> WRITTEN PROBLEM
Reproduce the listing exactly and skip over any pictures.

** BEGIN INFORMATION PROVIDED **

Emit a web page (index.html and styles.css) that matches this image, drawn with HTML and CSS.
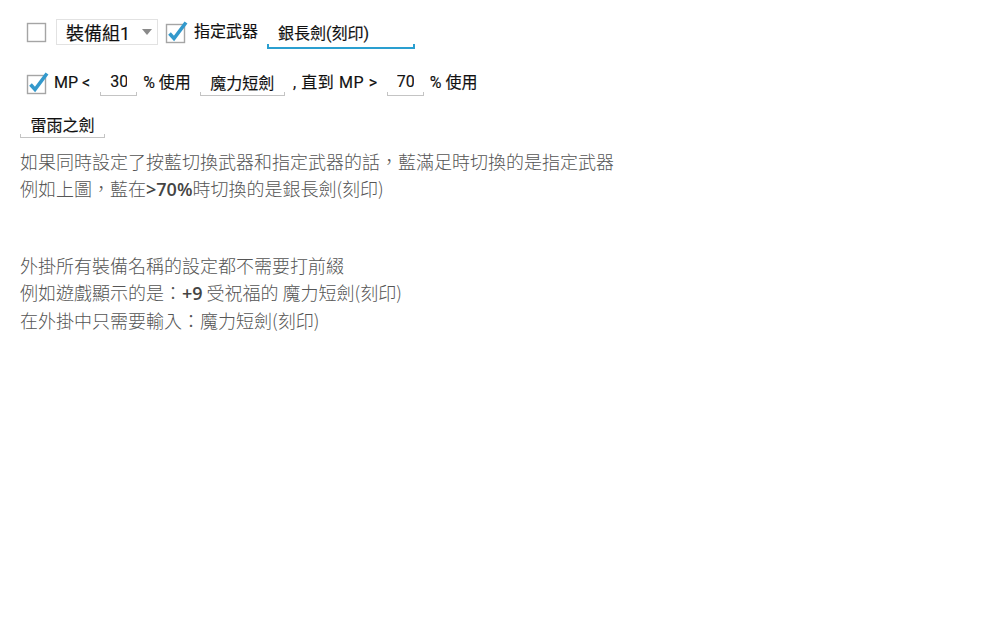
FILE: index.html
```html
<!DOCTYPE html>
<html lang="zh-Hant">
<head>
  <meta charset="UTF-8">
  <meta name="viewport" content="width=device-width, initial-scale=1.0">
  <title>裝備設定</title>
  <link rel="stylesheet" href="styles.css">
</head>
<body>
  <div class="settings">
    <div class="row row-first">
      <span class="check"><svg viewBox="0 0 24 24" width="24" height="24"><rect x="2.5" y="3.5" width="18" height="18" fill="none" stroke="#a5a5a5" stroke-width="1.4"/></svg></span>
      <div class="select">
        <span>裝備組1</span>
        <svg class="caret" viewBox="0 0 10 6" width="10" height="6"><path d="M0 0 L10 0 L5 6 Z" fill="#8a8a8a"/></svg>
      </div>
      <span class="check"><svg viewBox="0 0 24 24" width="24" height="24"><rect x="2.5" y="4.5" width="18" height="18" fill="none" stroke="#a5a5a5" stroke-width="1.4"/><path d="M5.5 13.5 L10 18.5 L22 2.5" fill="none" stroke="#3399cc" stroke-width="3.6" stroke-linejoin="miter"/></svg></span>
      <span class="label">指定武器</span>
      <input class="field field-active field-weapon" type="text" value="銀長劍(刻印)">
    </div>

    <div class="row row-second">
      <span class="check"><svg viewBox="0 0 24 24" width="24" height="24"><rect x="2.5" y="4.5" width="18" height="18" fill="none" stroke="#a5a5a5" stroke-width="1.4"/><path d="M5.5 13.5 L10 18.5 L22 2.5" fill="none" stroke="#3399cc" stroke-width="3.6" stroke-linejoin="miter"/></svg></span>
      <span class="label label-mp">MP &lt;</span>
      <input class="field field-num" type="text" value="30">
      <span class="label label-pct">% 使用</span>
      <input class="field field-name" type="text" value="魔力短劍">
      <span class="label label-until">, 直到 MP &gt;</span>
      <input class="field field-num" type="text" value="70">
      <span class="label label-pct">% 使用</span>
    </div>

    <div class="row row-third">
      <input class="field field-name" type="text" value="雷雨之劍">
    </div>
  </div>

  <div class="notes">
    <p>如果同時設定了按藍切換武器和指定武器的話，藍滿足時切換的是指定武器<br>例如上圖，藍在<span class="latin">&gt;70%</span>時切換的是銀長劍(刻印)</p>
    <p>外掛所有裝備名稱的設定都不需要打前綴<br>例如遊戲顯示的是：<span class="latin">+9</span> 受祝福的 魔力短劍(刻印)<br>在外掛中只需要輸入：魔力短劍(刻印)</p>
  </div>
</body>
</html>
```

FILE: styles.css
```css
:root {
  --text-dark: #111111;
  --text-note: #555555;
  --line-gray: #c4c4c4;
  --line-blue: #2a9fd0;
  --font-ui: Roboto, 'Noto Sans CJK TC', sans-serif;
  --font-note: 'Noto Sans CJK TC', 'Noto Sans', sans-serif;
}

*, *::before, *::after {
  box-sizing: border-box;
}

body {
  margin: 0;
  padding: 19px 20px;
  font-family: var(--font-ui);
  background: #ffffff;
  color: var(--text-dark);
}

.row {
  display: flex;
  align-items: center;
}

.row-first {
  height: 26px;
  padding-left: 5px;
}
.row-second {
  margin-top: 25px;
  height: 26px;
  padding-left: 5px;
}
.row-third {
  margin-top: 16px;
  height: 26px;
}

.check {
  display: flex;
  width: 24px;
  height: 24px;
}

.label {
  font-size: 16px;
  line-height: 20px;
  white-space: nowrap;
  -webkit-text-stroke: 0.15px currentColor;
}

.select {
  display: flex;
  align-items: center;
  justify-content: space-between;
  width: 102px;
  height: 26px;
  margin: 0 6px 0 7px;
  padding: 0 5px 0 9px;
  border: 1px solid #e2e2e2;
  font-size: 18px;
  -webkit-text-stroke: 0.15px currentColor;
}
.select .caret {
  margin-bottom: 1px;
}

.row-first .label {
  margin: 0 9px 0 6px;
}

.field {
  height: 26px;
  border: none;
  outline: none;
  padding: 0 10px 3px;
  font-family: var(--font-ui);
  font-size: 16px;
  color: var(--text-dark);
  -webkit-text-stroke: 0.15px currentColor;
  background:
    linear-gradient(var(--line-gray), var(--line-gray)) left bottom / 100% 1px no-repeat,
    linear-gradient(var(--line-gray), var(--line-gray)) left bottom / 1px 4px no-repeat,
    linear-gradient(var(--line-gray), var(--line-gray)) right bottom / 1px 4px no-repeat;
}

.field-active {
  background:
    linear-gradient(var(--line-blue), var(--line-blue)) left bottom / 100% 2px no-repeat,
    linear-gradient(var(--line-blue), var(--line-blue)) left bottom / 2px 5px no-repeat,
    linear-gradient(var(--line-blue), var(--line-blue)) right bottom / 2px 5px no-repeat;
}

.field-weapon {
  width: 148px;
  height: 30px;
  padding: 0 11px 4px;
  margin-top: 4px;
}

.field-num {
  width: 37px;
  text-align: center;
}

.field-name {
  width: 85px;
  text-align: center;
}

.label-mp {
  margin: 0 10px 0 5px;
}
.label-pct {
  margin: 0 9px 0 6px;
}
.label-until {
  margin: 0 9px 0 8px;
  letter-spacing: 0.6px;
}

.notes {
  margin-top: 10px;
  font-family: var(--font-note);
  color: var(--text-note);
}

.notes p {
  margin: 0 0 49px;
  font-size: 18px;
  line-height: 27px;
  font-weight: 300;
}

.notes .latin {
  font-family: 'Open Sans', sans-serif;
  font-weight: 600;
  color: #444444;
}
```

** END INFORMATION PROVIDED **

> CORRECT ANSWER
Emit a web page (index.html and styles.css) that matches this image, drawn with HTML and CSS.
FILE: index.html
```html
<!DOCTYPE html>
<html lang="zh-Hant">
<head>
  <meta charset="UTF-8">
  <meta name="viewport" content="width=device-width, initial-scale=1.0">
  <title>裝備設定</title>
  <link rel="stylesheet" href="styles.css">
</head>
<body>
  <div class="settings">
    <div class="row row-first">
      <span class="check"><svg viewBox="0 0 24 24" width="24" height="24"><rect x="2.5" y="3.5" width="18" height="18" fill="none" stroke="#a5a5a5" stroke-width="1.4"/></svg></span>
      <div class="select">
        <span>裝備組1</span>
        <svg class="caret" viewBox="0 0 10 6" width="10" height="6"><path d="M0 0 L10 0 L5 6 Z" fill="#8a8a8a"/></svg>
      </div>
      <span class="check"><svg viewBox="0 0 24 24" width="24" height="24"><rect x="2.5" y="4.5" width="18" height="18" fill="none" stroke="#a5a5a5" stroke-width="1.4"/><path d="M5.5 13.5 L10 18.5 L22 2.5" fill="none" stroke="#3399cc" stroke-width="3.6" stroke-linejoin="miter"/></svg></span>
      <span class="label">指定武器</span>
      <input class="field field-active field-weapon" type="text" value="銀長劍(刻印)">
    </div>

    <div class="row row-second">
      <span class="check"><svg viewBox="0 0 24 24" width="24" height="24"><rect x="2.5" y="4.5" width="18" height="18" fill="none" stroke="#a5a5a5" stroke-width="1.4"/><path d="M5.5 13.5 L10 18.5 L22 2.5" fill="none" stroke="#3399cc" stroke-width="3.6" stroke-linejoin="miter"/></svg></span>
      <span class="label label-mp">MP &lt;</span>
      <input class="field field-num" type="text" value="30">
      <span class="label label-pct">% 使用</span>
      <input class="field field-name" type="text" value="魔力短劍">
      <span class="label label-until">, 直到 MP &gt;</span>
      <input class="field field-num" type="text" value="70">
      <span class="label label-pct">% 使用</span>
    </div>

    <div class="row row-third">
      <input class="field field-name" type="text" value="雷雨之劍">
    </div>
  </div>

  <div class="notes">
    <p>如果同時設定了按藍切換武器和指定武器的話，藍滿足時切換的是指定武器<br>例如上圖，藍在<span class="latin">&gt;70%</span>時切換的是銀長劍(刻印)</p>
    <p>外掛所有裝備名稱的設定都不需要打前綴<br>例如遊戲顯示的是：<span class="latin">+9</span> 受祝福的 魔力短劍(刻印)<br>在外掛中只需要輸入：魔力短劍(刻印)</p>
  </div>
</body>
</html>
```

FILE: styles.css
```css
:root {
  --text-dark: #111111;
  --text-note: #555555;
  --line-gray: #c4c4c4;
  --line-blue: #2a9fd0;
  --font-ui: Roboto, 'Noto Sans CJK TC', sans-serif;
  --font-note: 'Noto Sans CJK TC', 'Noto Sans', sans-serif;
}

*, *::before, *::after {
  box-sizing: border-box;
}

body {
  margin: 0;
  padding: 19px 20px;
  font-family: var(--font-ui);
  background: #ffffff;
  color: var(--text-dark);
}

.row {
  display: flex;
  align-items: center;
}

.row-first {
  height: 26px;
  padding-left: 5px;
}
.row-second {
  margin-top: 25px;
  height: 26px;
  padding-left: 5px;
}
.row-third {
  margin-top: 16px;
  height: 26px;
}

.check {
  display: flex;
  width: 24px;
  height: 24px;
}

.label {
  font-size: 16px;
  line-height: 20px;
  white-space: nowrap;
  -webkit-text-stroke: 0.15px currentColor;
}

.select {
  display: flex;
  align-items: center;
  justify-content: space-between;
  width: 102px;
  height: 26px;
  margin: 0 6px 0 7px;
  padding: 0 5px 0 9px;
  border: 1px solid #e2e2e2;
  font-size: 18px;
  -webkit-text-stroke: 0.15px currentColor;
}
.select .caret {
  margin-bottom: 1px;
}

.row-first .label {
  margin: 0 9px 0 6px;
}

.field {
  height: 26px;
  border: none;
  outline: none;
  padding: 0 10px 3px;
  font-family: var(--font-ui);
  font-size: 16px;
  color: var(--text-dark);
  -webkit-text-stroke: 0.15px currentColor;
  background:
    linear-gradient(var(--line-gray), var(--line-gray)) left bottom / 100% 1px no-repeat,
    linear-gradient(var(--line-gray), var(--line-gray)) left bottom / 1px 4px no-repeat,
    linear-gradient(var(--line-gray), var(--line-gray)) right bottom / 1px 4px no-repeat;
}

.field-active {
  background:
    linear-gradient(var(--line-blue), var(--line-blue)) left bottom / 100% 2px no-repeat,
    linear-gradient(var(--line-blue), var(--line-blue)) left bottom / 2px 5px no-repeat,
    linear-gradient(var(--line-blue), var(--line-blue)) right bottom / 2px 5px no-repeat;
}

.field-weapon {
  width: 148px;
  height: 30px;
  padding: 0 11px 4px;
  margin-top: 4px;
}

.field-num {
  width: 37px;
  text-align: center;
}

.field-name {
  width: 85px;
  text-align: center;
}

.label-mp {
  margin: 0 10px 0 5px;
}
.label-pct {
  margin: 0 9px 0 6px;
}
.label-until {
  margin: 0 9px 0 8px;
  letter-spacing: 0.6px;
}

.notes {
  margin-top: 10px;
  font-family: var(--font-note);
  color: var(--text-note);
}

.notes p {
  margin: 0 0 49px;
  font-size: 18px;
  line-height: 27px;
  font-weight: 300;
}

.notes .latin {
  font-family: 'Open Sans', sans-serif;
  font-weight: 600;
  color: #444444;
}
```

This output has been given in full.